Leah monetizes her work primarily through her online Quilt Shop, which stocks only products she uses herself daily. Although the selection isn't broad, it's a great strategy. As a beginner, her recommendations guided my initial purchases; I happily spent over $250 at her shop. If I need more quilting supplies, I'll check her shop first. I'd rather have sale profits benefit her than Amazon, and the prices are the same. That is fan behavior: I'm a fan of her videos, grateful for what she shares, and I want to support her. She makes it easy to do so, by selling supplies. It's Connect With Fans + Reason To Buy in action.
Demand from fans also led her to publish an instructional book and DVD. Even though all the designs in it are free on her blog, fans begged for a printed book they could keep next their sewing machines. Because she's connected to fans, she knows what they want, what will sell, and where to invest her energies.
It is unlikely the copyright maximalists of the quilting world support themselves from copyrighting, or quilting.

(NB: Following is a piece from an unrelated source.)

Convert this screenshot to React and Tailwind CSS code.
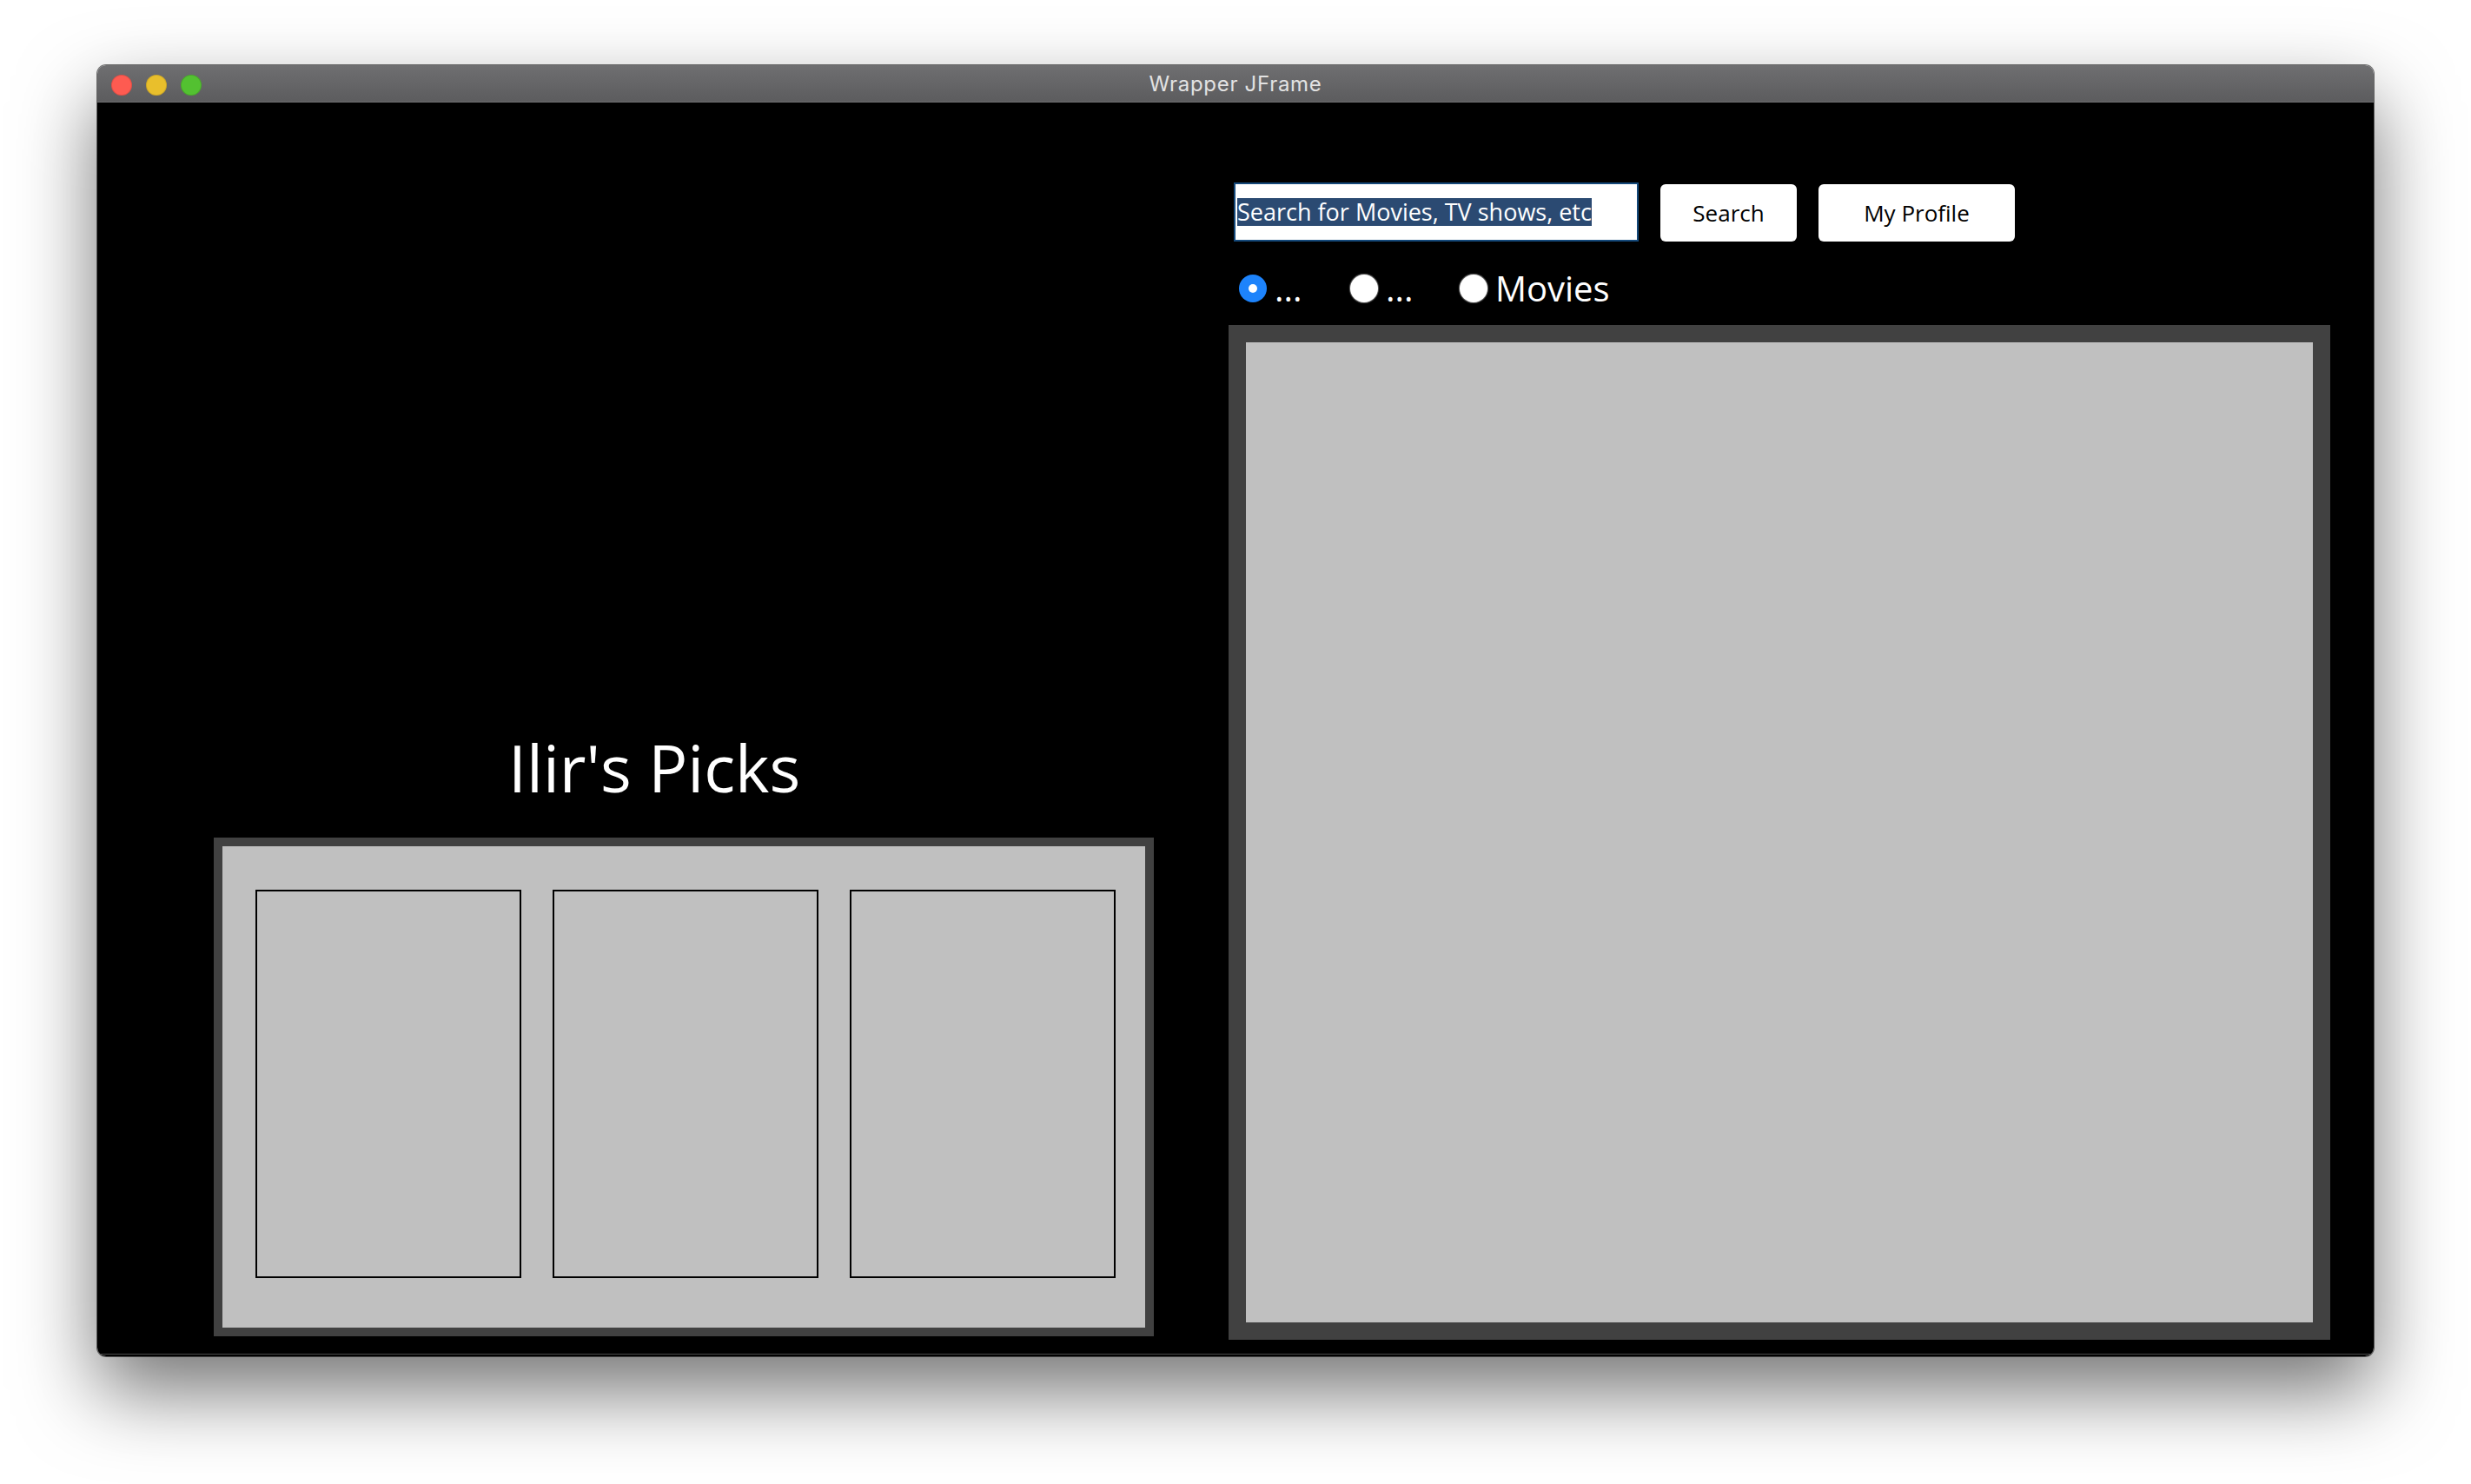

Quilts themselves are tremendously undervalued and underpriced:
Even the purchase price at major shows (AQS Paducah is probably the biggest) is only $30,000. For the level of work and detail that go into quilts, it's pennies per hour.This is why I don't sell my quilts. I have sold only 2 since I started quilting and even those two limited experiences taught me that this was a good way to stay broke and live frustrated. Making what other people want, rather than what I want, is not creative, it's slave labor.
Americans spend $3.6 billion on quilting annually (yes, you read that right), primarily for quilting supplies and equipment, followed by conferences, classes, and workshops. Most quilters are affluent and retired. Presumably they cling to copyright due to control issues, not a need to make money. In contrast, Leah Day needs to make money - she is 27 years old and supporting a young family. Is it any wonder that she has embraced Free?
The more fans Leah gets, the more sales she makes, and the higher her profile as an artist and teacher. In its first year, her online shop grossed about $140,000. Prior to the Free Motion Quilting Project, Leah was virtually unknown; she now leads a growing community of fans and customers. Says Leah, "Free is really what's put me on the map."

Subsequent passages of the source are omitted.